Reflections on my Recent Monitoring Trip to Central America

BY Alexandra Henao-Castrillon

Last month, I had my first opportunity since I started at CoDev in 2018 to visit four teachers’ organizations in El Salvador and Honduras. Because the sociopolitical situation in both countries is so tense, I am choosing not to name these organizations in an effort to not cause harm to them. Three of these organizations are our existing solidarity partners, while one is a relatively new organization with which CoDev is interested in building a relationship.

For many years now, CoDev’s solidarity partner organizations in El Salvador and Honduras have been working on the Non-Sexist and Inclusive Pedagogy (NSIP) project, which is a learning and teaching process in Central American classrooms that addresses issues of gender stereotyping, sexism and exclusion in the classroom, and other areas of students’ lives. Our partners have been implementing this project with pre-school, elementary and high school students.

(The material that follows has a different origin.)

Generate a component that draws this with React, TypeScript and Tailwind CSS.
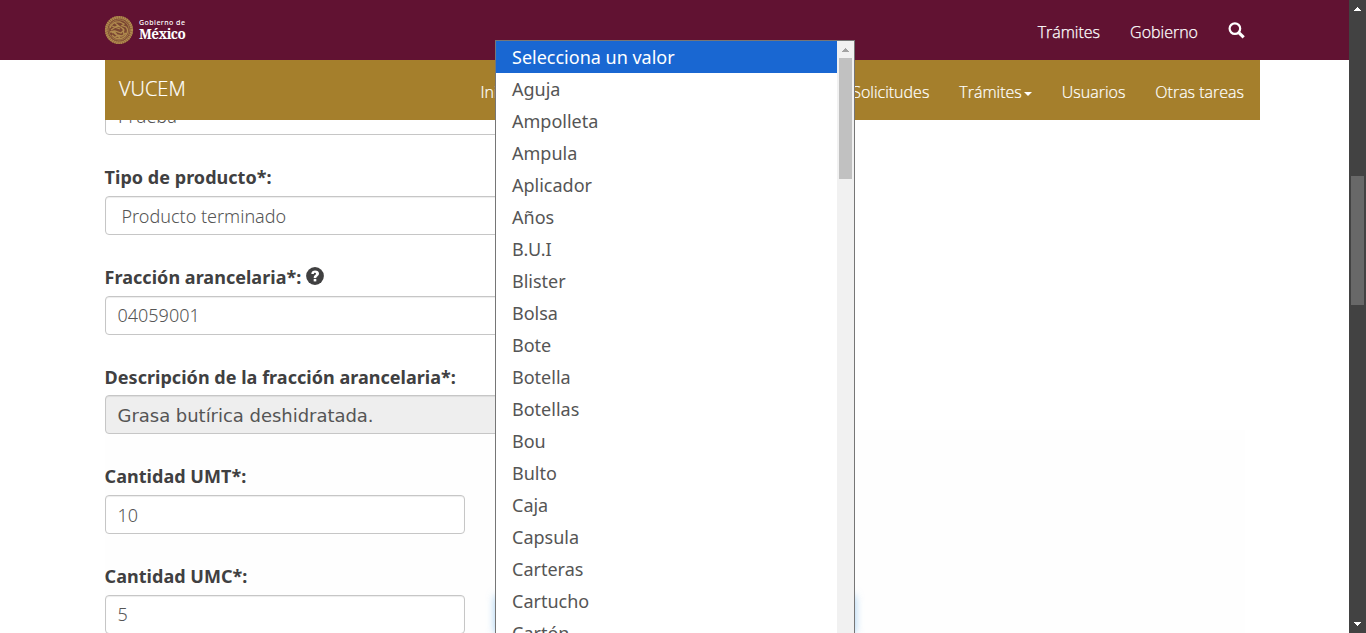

The NSIP project includes four complementary areas: teacher training, action research, collective creation of lesson aids, and documentation of lessons.

During my visit, I came to better appreciate the context in which our partners work and the similarities and differences between these country contexts. For instance, while our partners in Honduras have received support from the Ministry of Education of a newly social democratic government, the first in Honduras’s history, to obtain the permits for teachers to participate in the NSIP project, education sector administrators in El Salvador have, by contrast, recently received a statement issued by the Ministry of Education, Science and Technology on the decisions on gender ideology, stating that the Ministry has censored the national education system and teacher training of all content related to gender ideology. The statement also warns teachers, school principals, administrators, and regional directors of education, among others, to comply with the Ministry’s decision or face sanctions, even firings.

Understandably, teachers in El Salvador fear reprisals for defying orders from a president who has become the most popular in many decades for fulfilling the electoral promise to restore order in a country with some of the highest rates of extortion and homicides in the region. Few teachers seek to publicly antagonize a president who won his re-election with 85 percent of the votes despite the Constitution not authorizing presidential re-election. Many Salvadorans whom I met expressed feeling safer leaving their homes and visiting parks, shopping malls, and other public spaces; Many have yet to publicly question the lack of public policies aimed at addressing the root causes of the previously unimaginably high rates of violence. The widespread popularity of President Bukele contrasts sharply with countless denunciations from human rights organizations of the concentration of decision-making at the top of the government, as the president now has control over the executive, judicial, and legislative branches of power in El Salvador.

This is not the first time our solidarity partners in El Salvador have faced towering challenges. Throughout CoDev’s nearly 40 years, our partners in Latin America have faced unimaginable political violence, threats, assassination attempts, oppression, and regressive educational and labour policies. CoDev will continue standing in solidarity with our partners and supporting the Central American teachers’ organizations that are waging struggles for a democratic, public education system and for collaborative processes that promote the empowerment of educational communities to find solutions to socio-political problems in the classroom and society.